TiVo To Brick All Remaining UK PVRs On June 1

handelaar writes "Perhaps in order to 'encourage' existing users of UK Tivo units to change their TV service to Virgin Media, pay £149 for a new 'Virgin TiVo' that they won't actually own, plus £34.50 per month in service charges, Tivo is to cancel all EPG data service to all the Tivos still in use in the country — and existing units will become basically nonfunctional at that time. The faithful aren't amused, having stuck by the company for several years, and mostly paying £120 per annum for service until now. 50% of UK residents aren't able to avail of this generous upgrade offer even if they want to — the cable company in question only covers about half the country."

7 of 286 comments (clear)

  1. MythTV + Freeview DVB-T Tuners by Dr_Barnowl · · Score: 4, Informative

    It might cost more up front, but in the long run it's much cheaper, and you get to control the recordings.
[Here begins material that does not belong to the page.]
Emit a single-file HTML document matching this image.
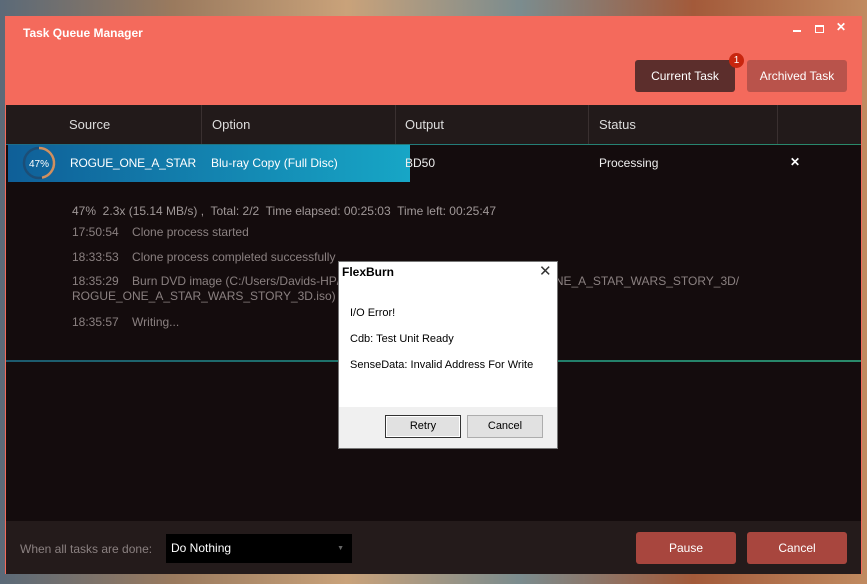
<!DOCTYPE html>
<html><head><meta charset="utf-8"><style>
*{margin:0;padding:0;box-sizing:border-box}
body{width:867px;height:584px;overflow:hidden;position:relative;font-family:"Liberation Sans",sans-serif;
background:linear-gradient(90deg,#5b6a78 0%,#9a7a5e 20%,#c9a27a 40%,#7b8c8e 60%,#a35a3a 80%,#c08a60 100%)}
.abs{position:absolute}
#win{left:5px;top:16px;width:857px;height:558px;background:#140c0d;border:1px solid #f26a5b;border-top:none}
#hdr{left:0;top:0;width:855px;height:89px;background:#f46a5c}
.t{color:#fff;font-size:12px;font-weight:bold;left:17px;top:10px}
.btn{font-size:12px;color:#fff;text-align:center;line-height:32px;border-radius:3px}
#th{left:0;top:89px;width:855px;height:39px;background:#221a1a;color:#ddd;font-size:13px}
#th div{position:absolute;top:0;height:39px;line-height:39px;border-right:1px solid #3a3030}
.log{color:#8a8080;font-size:12px;white-space:nowrap}
#ft{left:0;top:505px;width:855px;height:53px;background:#241b1b}
</style></head><body>
<div id="win" class="abs">
 <div id="hdr" class="abs">
  <div class="abs t">Task Queue Manager</div>
  <div class="abs" style="left:787px;top:14px;width:8px;height:2px;background:#fff"></div>
  <div class="abs" style="left:809px;top:9px;width:9px;height:8px;border:1.5px solid #fff;border-top-width:2.5px"></div>
  <div class="abs" style="left:830px;top:4px;color:#fff;font-size:12px;font-weight:bold">✕</div>
  <div class="abs btn" style="left:629px;top:44px;width:100px;height:32px;background:#5c2e2c">Current Task</div>
  <div class="abs" style="left:723px;top:37px;width:15px;height:15px;border-radius:50%;background:#c8260f;color:#fff;font-size:10px;text-align:center;line-height:15px">1</div>
  <div class="abs btn" style="left:741px;top:44px;width:100px;height:32px;background:#b9534b">Archived Task</div>
 </div>
 <div id="th" class="abs">
  <div style="left:0;width:196px;padding-left:63px">Source</div>
  <div style="left:196px;width:194px;padding-left:10px">Option</div>
  <div style="left:390px;width:193px;padding-left:9px">Output</div>
  <div style="left:583px;width:189px;padding-left:10px">Status</div>
 </div>
 <div class="abs" style="left:0;top:128px;width:855px;height:1px;background:linear-gradient(90deg,#1d6d8a,#2a8a6a)"></div>
 <div class="abs" style="left:2px;top:129px;width:402px;height:37px;background:linear-gradient(90deg,#0f5f98,#17a6c6)"></div>
 <svg class="abs" style="left:15px;top:130px" width="36" height="36"><circle cx="18" cy="17" r="15" fill="none" stroke="#1c4e77" stroke-width="2.5"/><path d="M18 2 A15 15 0 0 1 21 31.7" fill="none" stroke="#d09060" stroke-width="2.5"/><text x="18" y="21" fill="#fff" font-size="10" text-anchor="middle" font-family="Liberation Sans">47%</text></svg>
 <div class="abs" style="left:64px;top:140px;color:#fff;font-size:12px;letter-spacing:-0.2px">ROGUE_ONE_A_STAR</div>
 <div class="abs" style="left:205px;top:140px;color:#fff;font-size:12px">Blu-ray Copy (Full Disc)</div>
 <div class="abs" style="left:399px;top:140px;color:#eee;font-size:12px">BD50</div>
 <div class="abs" style="left:593px;top:140px;color:#eee;font-size:12px">Processing</div>
 <div class="abs" style="left:784px;top:139px;color:#fff;font-size:12px;font-weight:bold">✕</div>
 <div class="abs log" style="left:66px;top:188px;color:#a09898">47%&nbsp; 2.3x (15.14 MB/s) ,&nbsp; Total: 2/2&nbsp; Time elapsed: 00:25:03&nbsp; Time left: 00:25:47</div>
 <div class="abs log" style="left:66px;top:209px">17:50:54&nbsp;&nbsp;&nbsp; Clone process started</div>
 <div class="abs log" style="left:66px;top:234px">18:33:53&nbsp;&nbsp;&nbsp; Clone process completed successfully</div>
 <div class="abs log" style="left:66px;top:258px;line-height:15px">18:35:29&nbsp;&nbsp;&nbsp; Burn DVD image (C:/Users/Davids-HP/Documents/FlexBurn/Output/ROGUE_ONE_A_STAR_WARS_STORY_3D/<br>ROGUE_ONE_A_STAR_WARS_STORY_3D.iso)</div>
 <div class="abs log" style="left:66px;top:299px">18:35:57&nbsp;&nbsp;&nbsp; Writing...</div>
 <div class="abs" style="left:0;top:344px;width:855px;height:2px;background:linear-gradient(90deg,#1d5a6e,#1f7a6a,#2a8a6a)"></div>
 <div id="ft" class="abs">
  <div class="abs" style="left:14px;top:21px;color:#8a8080;font-size:12px">When all tasks are done:</div>
  <div class="abs" style="left:160px;top:13px;width:186px;height:29px;background:#000;color:#fff;font-size:12px;line-height:29px;padding-left:5px">Do Nothing<span style="position:absolute;right:8px;color:#666;font-size:7px">▼</span></div>
  <div class="abs btn" style="left:630px;top:11px;width:100px;height:32px;background:#a8463e">Pause</div>
  <div class="abs btn" style="left:741px;top:11px;width:100px;height:32px;background:#a8463e">Cancel</div>
 </div>
</div>
<div class="abs" style="left:338px;top:261px;width:220px;height:188px;background:#fff;border:1px solid #777;font-size:11px;color:#000">
 <div class="abs" style="left:3px;top:3px;font-weight:bold;font-size:12px">FlexBurn</div>
 <div class="abs" style="left:200px;top:0px;font-size:15px;color:#333">✕</div>
 <div class="abs" style="left:11px;top:45px">I/O Error!</div>
 <div class="abs" style="left:11px;top:71px">Cdb: Test Unit Ready</div>
 <div class="abs" style="left:11px;top:97px">SenseData: Invalid Address For Write</div>
 <div class="abs" style="left:0;top:145px;width:218px;height:41px;background:#f0f0f0"></div>
 <div class="abs" style="left:46px;top:153px;width:76px;height:23px;background:#e1e1e1;border:1px solid #333;box-shadow:inset 0 0 0 1px #fff;text-align:center;line-height:21px">Retry</div>
 <div class="abs" style="left:128px;top:153px;width:76px;height:23px;background:#e1e1e1;border:1px solid #adadad;text-align:center;line-height:21px">Cancel</div>
</div>
</body></html>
    Although the BBC has been applying to be able to encrypt it's EPG data for HD channels - there was a large fuss made about it at the time but I've heard nothing since, so I presume they are sneaking it in the back door quietly.

  2. £149? by Richard_at_work · · Score: 4, Informative

    Not sure where you get that from, the Virgin V+ HD box is free (well, a once off £50 activation charge) for new customers, and as an existing customer I can get one for £70 including the activation charge.

    Plus the "£34.50 per month" includes TV, phone (line rental and a fairly decent call package) and 10MB broadband.

    Not saying that what Tivo are doing is acceptable (although they never promised eternal service in the UK, or did they? Since people are paying an annual service charge, I would guess not), but at least get stuff correct before ranting.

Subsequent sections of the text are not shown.